> **JOB**
Where a line in the listing below contains the word "React", copy that line.

> **RECORDED DATA**
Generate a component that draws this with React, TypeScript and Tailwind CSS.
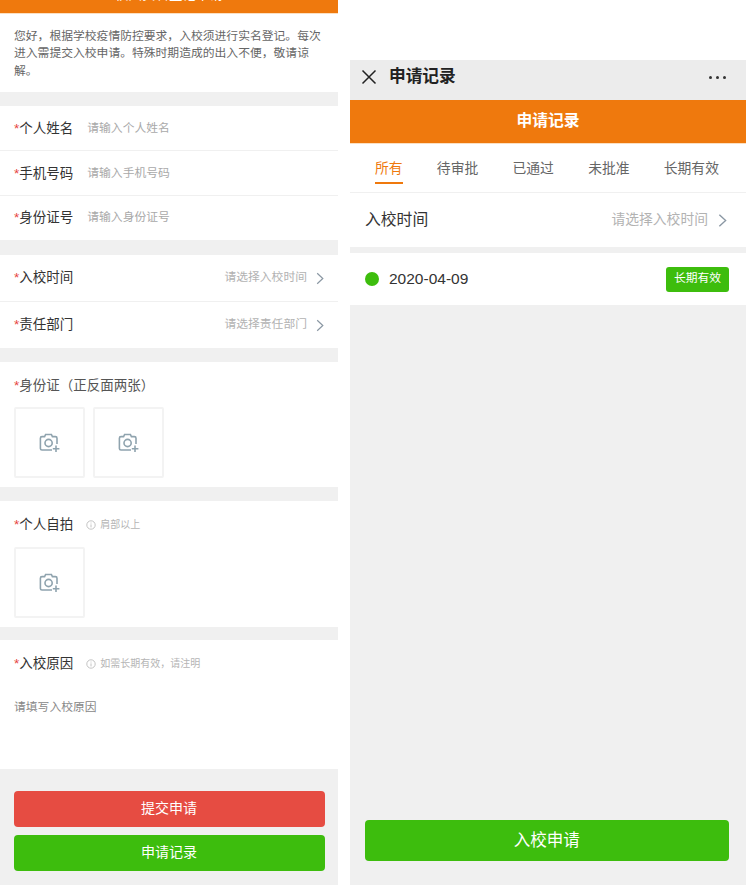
const font = { fontFamily: '"Liberation Sans", "Noto Sans CJK SC", sans-serif' };

function Chevron({ className = "" }: { className?: string }) {
  return (
    <svg viewBox="0 0 10 16" className={className} fill="none" stroke="#8a97a3" strokeWidth="1.5">
      <path d="M1.5 1.5 8.5 8 1.5 14.5" />
    </svg>
  );
}

function Camera() {
  return (
    <svg width="22" height="20" viewBox="0.5 0 21 20" fill="none" stroke="#8fa3ae" strokeWidth="1.6">
      <path d="M13 17H3a1.6 1.6 0 0 1-1.6-1.6V5.2A1.6 1.6 0 0 1 3 3.6h2.6L6.6 1.5h5.8l1 2.1h3a1.6 1.6 0 0 1 1.6 1.6V11" />
      <circle cx="9.6" cy="10" r="3.6" />
      <path d="M17 12.5v6.5M13.8 15.8h6.6" />
    </svg>
  );
}

function Info() {
  return (
    <svg width="10" height="10" viewBox="0 0 10 10" fill="none" stroke="#b5b5b5" strokeWidth="0.8" className="shrink-0">
      <circle cx="5" cy="5" r="4.2" />
      <path d="M5 4.4v3M5 2.6v.9" />
    </svg>
  );
}

function Label({ children }: { children: React.ReactNode }) {
  return (
    <div className="text-[13.5px] leading-5 text-[#333] whitespace-nowrap">
      <span className="text-[#e64340]">*</span>
      {children}
    </div>
  );
}

function InputRow({ label, hint, cls }: { label: string; hint: string; cls: string }) {
  return (
    <div className={`flex items-center px-[14px] bg-white ${cls}`}>
      <Label>{label}</Label>
      <span className="ml-[14px] text-[11.8px] text-[#a9a9a9]">{hint}</span>
    </div>
  );
}

function SelectRow({ label, hint, cls }: { label: string; hint: string; cls: string }) {
  return (
    <div className={`flex items-center justify-between px-[14px] bg-white ${cls}`}>
      <Label>{label}</Label>
      <div className="flex items-center gap-[9px]">
        <span className="text-[11.8px] text-[#b2b2b2]">{hint}</span>
        <Chevron className="w-[8px] h-[13px]" />
      </div>
    </div>
  );
}

function Upload() {
  return (
    <div className="w-[71px] h-[71px] border-2 border-[#f3f3f3] rounded-[2px] flex items-center justify-center bg-white">
      <Camera />
    </div>
  );
}

function Note({ children }: { children: React.ReactNode }) {
  return (
    <div className="ml-[13px] -mt-[1px] flex items-center gap-[4px] text-[10px] text-[#b5b5b5]">
      <Info />
      <span>{children}</span>
    </div>
  );
}

export default function App() {
  const tabs = ["所有", "待审批", "已通过", "未批准", "长期有效"];
  return (
    <div style={font} className="flex w-[746px] h-[885px] overflow-hidden bg-white">
      <div className="w-[338px] shrink-0 flex flex-col bg-[#f0f0f0]">
        <div className="h-[14px] bg-[#ef790d] border-b border-[#fbe0c2] overflow-hidden flex justify-center">
          <span className="text-[13.5px] leading-5 -mt-[15px] text-white whitespace-nowrap">校园实名登记申请</span>
        </div>
        <div className="h-[78px] bg-white pl-[14px] pr-[10px] pt-[13.5px] text-[11.8px] leading-[17.5px] text-[#666]">
          您好，根据学校疫情防控要求，入校须进行实名登记。每次进入需提交入校申请。特殊时期造成的出入不便，敬请谅解。
        </div>
        <div className="mt-[14px]">
          <InputRow label="个人姓名" hint="请输入个人姓名" cls="h-[45px] pt-[1px] border-b border-[#f0f0f0]" />
          <InputRow label="手机号码" hint="请输入手机号码" cls="h-[45px] pt-[1px] border-b border-[#f0f0f0]" />
          <InputRow label="身份证号" hint="请输入身份证号" cls="h-[44px]" />
        </div>
        <div className="mt-[15px]">
          <SelectRow label="入校时间" hint="请选择入校时间" cls="h-[47px] border-b border-[#f0f0f0]" />
          <SelectRow label="责任部门" hint="请选择责任部门" cls="h-[46px]" />
        </div>
        <div className="mt-[14px] h-[125px] bg-white px-[14px] pt-[14px]">
          <div className="text-[13.5px] leading-5 text-[#555]">
            <span className="text-[#e64340]">*</span>身份证（正反面两张）
          </div>
          <div className="flex gap-[8px] mt-[11px]">
            <Upload />
            <Upload />
          </div>
        </div>
        <div className="mt-[14px] h-[126px] bg-white px-[14px] pt-[14px]">
          <div className="flex items-center">
            <Label>个人自拍</Label>
            <Note>肩部以上</Note>
          </div>
          <div className="mt-[12px]">
            <Upload />
          </div>
        </div>
        <div className="mt-[13px] h-[129px] bg-white px-[14px] pt-[14px]">
          <div className="flex items-center">
            <Label>入校原因</Label>
            <Note>如需长期有效，请注明</Note>
          </div>
          <div className="mt-[23px] text-[11.8px] leading-[20px] text-[#888]">请填写入校原因</div>
        </div>
        <div className="px-[13.5px] pt-[22px] flex flex-col gap-[8px]">
          <div className="h-[36px] pb-[2px] rounded-[4px] bg-[#e64c42] text-white text-[14px] flex items-center justify-center">提交申请</div>
          <div className="h-[36px] pb-[2px] rounded-[4px] bg-[#3dbd0d] text-white text-[14px] flex items-center justify-center">申请记录</div>
        </div>
      </div>

      <div className="w-[12px] shrink-0 bg-white" />

      <div className="w-[396px] shrink-0 flex flex-col pt-[60px] bg-white">
        <div className="h-[40px] pb-[6px] bg-[#ececec] flex items-center pl-[11px] pr-[20px]">
          <svg width="16" height="16" viewBox="0 0 16 16" stroke="#222" strokeWidth="1.5" fill="none">
            <path d="M1.5 1.5 14.5 14.5M14.5 1.5 1.5 14.5" />
          </svg>
          <span className="ml-[12px] text-[16.7px] font-bold text-[#222]">申请记录</span>
          <div className="ml-auto flex gap-[4px]">
            <i className="block w-[3px] h-[3px] rounded-full bg-[#333]" />
            <i className="block w-[3px] h-[3px] rounded-full bg-[#333]" />
            <i className="block w-[3px] h-[3px] rounded-full bg-[#333]" />
          </div>
        </div>
        <div className="h-[44px] pb-[2px] bg-[#ef790d] border-b border-[#fbe0c2] flex items-center justify-center text-white text-[15.8px] font-bold">申请记录</div>
        <div className="h-[49px] pt-[1px] bg-white border-b border-[#f0f0f0] flex items-center justify-between pl-[25px] pr-[27px]">
          {tabs.map((t, i) => (
            <div key={t} className={`relative text-[13.8px] leading-5 ${i === 0 ? "text-[#ef790d]" : "text-[#666]"}`}>
              {t}
              {i === 0 && <div className="absolute left-0 right-0 -bottom-[5px] h-[2px] bg-[#ef790d]" />}
            </div>
          ))}
        </div>
        <div className="flex-1 bg-[#f0f0f0] flex flex-col">
          <div className="h-[54px] bg-white flex items-center justify-between pl-[15px] pr-[19px]">
            <span className="text-[15.8px] text-[#333]">入校时间</span>
            <div className="flex items-center gap-[10px]">
              <span className="text-[13.8px] text-[#b2b2b2]">请选择入校时间</span>
              <Chevron className="w-[9px] h-[15px]" />
            </div>
          </div>
          <div className="mt-[6px] h-[52px] bg-white flex items-center pl-[15px] pr-[17px]">
            <div className="w-[14px] h-[14px] rounded-full bg-[#3dbd0d]" />
            <span className="ml-[10px] text-[15.5px] text-[#333]">2020-04-09</span>
            <span className="ml-auto w-[63px] h-[25px] rounded-[3px] bg-[#3dbd0d] text-white text-[11.8px] flex items-center justify-center">长期有效</span>
          </div>
          <div className="mt-auto mb-[24px] ml-[14.5px] mr-[17px] h-[41px] rounded-[4px] bg-[#3dbd0d] text-white text-[16.5px] flex items-center justify-center">入校申请</div>
        </div>
      </div>
    </div>
  );
}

> **EXERCISE OUTPUT**
Generate a component that draws this with React, TypeScript and Tailwind CSS.
function Label({ children }: { children: React.ReactNode }) {
function Note({ children }: { children: React.ReactNode }) {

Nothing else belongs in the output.